Oklahoma exploration and production Devon Energy is one step away from capping a blowout at a natural gas well that has prompted authorities to seal off thousands of acres of land near the Eagle Ford Shale towns of Yorktown and Nordheim.
No injuries have been reported but an accident at a natural gas well off Cotton Patch Road and FM 952 in DeWitt County has been spewing natural gas into the air since a Nov. 1.
In a Monday afternoon statement, Devon reported that crews were able to install a capping stack on the well over the weekend. The well control equipment will enable the company to reduce natural gas flowing from the well and ultimately regain control.
A cause of the accident it not clear but in a statement released on Tuesday afternoon, but the company has been working with county and state officials to keep a two-mile radius equal to more than 8,000 acres of land sealed off.
Devon is providing lodging, meals and other needs to several families who were evacuated.
Numerous other residents and neighbors expressed concern on Facebook about their safety and the safety of their livestock, which the company assured the DeWitt County Office of Emergency Management would be taken care of.
The Texas Commission on Environmental Quality and the Railroad Commission of Texas, the state agency that regulates the oil and natural gas industry, have dispatched inspectors to the site.
Located on Devon Energy’s Migura B lease, the well was originally drilled and completed by the shale drilling arm of British oil major BP but was transferred to Devon on Oct. 28, Railroad Commission records show.

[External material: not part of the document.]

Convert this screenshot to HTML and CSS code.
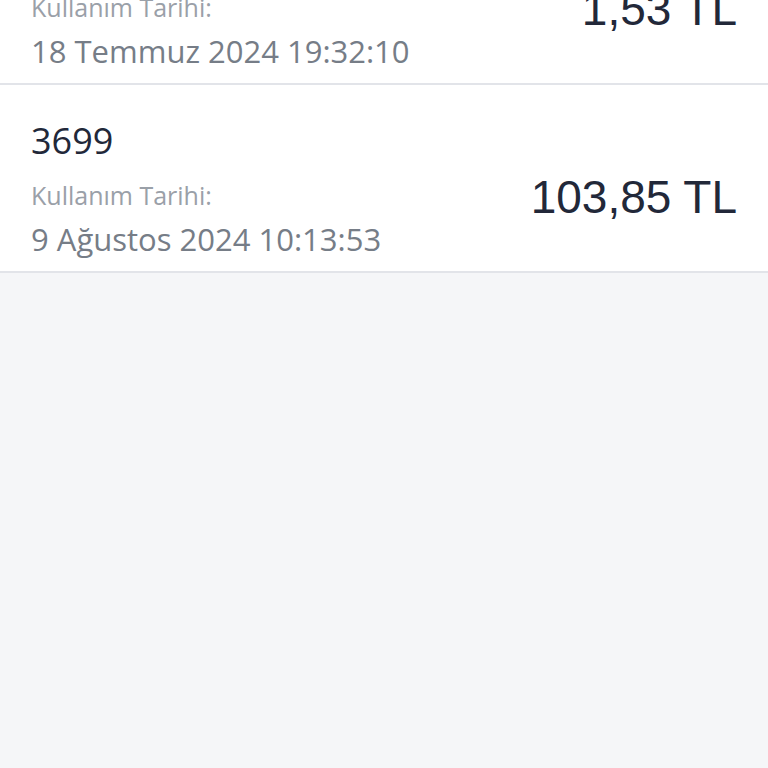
FILE: index.html
```html
<!DOCTYPE html>
<html lang="tr">
<head>
  <meta charset="UTF-8">
  <title>Kullanım Geçmişi</title>
  <meta name="viewport" content="width=device-width, initial-scale=1">
  <link rel="stylesheet" href="styles.css">
</head>
<body>

  <ul class="usage-list">
    <li class="usage-item">
      <div class="usage-info">
        <div class="usage-code">2417</div>
        <div class="usage-label">Kullanım Tarihi:</div>
        <div class="usage-date">18 Temmuz 2024 19:32:10</div>
      </div>
      <div class="usage-amount">1,53 TL</div>
    </li>
    <li class="usage-item">
      <div class="usage-info">
        <div class="usage-code">3699</div>
        <div class="usage-label">Kullanım Tarihi:</div>
        <div class="usage-date">9 Ağustos 2024 10:13:53</div>
      </div>
      <div class="usage-amount">103,85 TL</div>
    </li>
  </ul>

</body>
</html>
```

FILE: styles.css
```css
:root {
  --text-dark: #222839;
  --text-muted: #9aa0a8;
  --text-date: #767d87;
  --line: #e2e4e9;
  --page-bg: #f5f6f8;
}

html, body {
  height: 100%;
}

body {
  margin: 0;
  background: var(--page-bg);
  font-family: 'Open Sans', 'Noto Sans', sans-serif;
  overflow: hidden;
}

/* list is scrolled so the first row is partly hidden */
.usage-list {
  list-style: none;
  margin: -103px 0 0;
  padding: 0;
}

.usage-item {
  display: flex;
  align-items: flex-start;
  justify-content: space-between;
  height: 150px;
  padding: 36px 31px 0;
  background: #ffffff;
  border-bottom: 2px solid var(--line);
}

.usage-info {
  display: flex;
  flex-direction: column;
}

.usage-code {
  font-size: 36px;
  line-height: 40px;
  color: var(--text-dark);
  margin-bottom: 20px;
}

.usage-label {
  font-size: 25px;
  line-height: 28px;
  color: var(--text-muted);
  margin-bottom: 13px;
}

.usage-date {
  font-size: 31px;
  line-height: 34px;
  color: var(--text-date);
}

.usage-amount {
  font-family: 'Liberation Sans', 'Roboto', sans-serif;
  font-size: 46px;
  line-height: 50px;
  color: var(--text-dark);
  margin-top: 51px;
}
```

Sharon Wilson, a Dallas-based anti-hydraulic fracturing activist with the environmental group Earthworks, said the rural poor continue to pay a heavy price for accidents in the oil fields and that regulators do not enforce the law. There have been at least nine blowouts in Texas through July of this year, Railroad Commission records show.
“This blowout is causing spikes of hydrocarbons on state air monitors over 30 miles away,” Wilson said. “These intense emission events push us closer to the edge of global climate emergency and harm health locally. It is clear that we need to stop oil and gas expansion and heavily regulate existing facilities while transitioning to clean, renewable energy.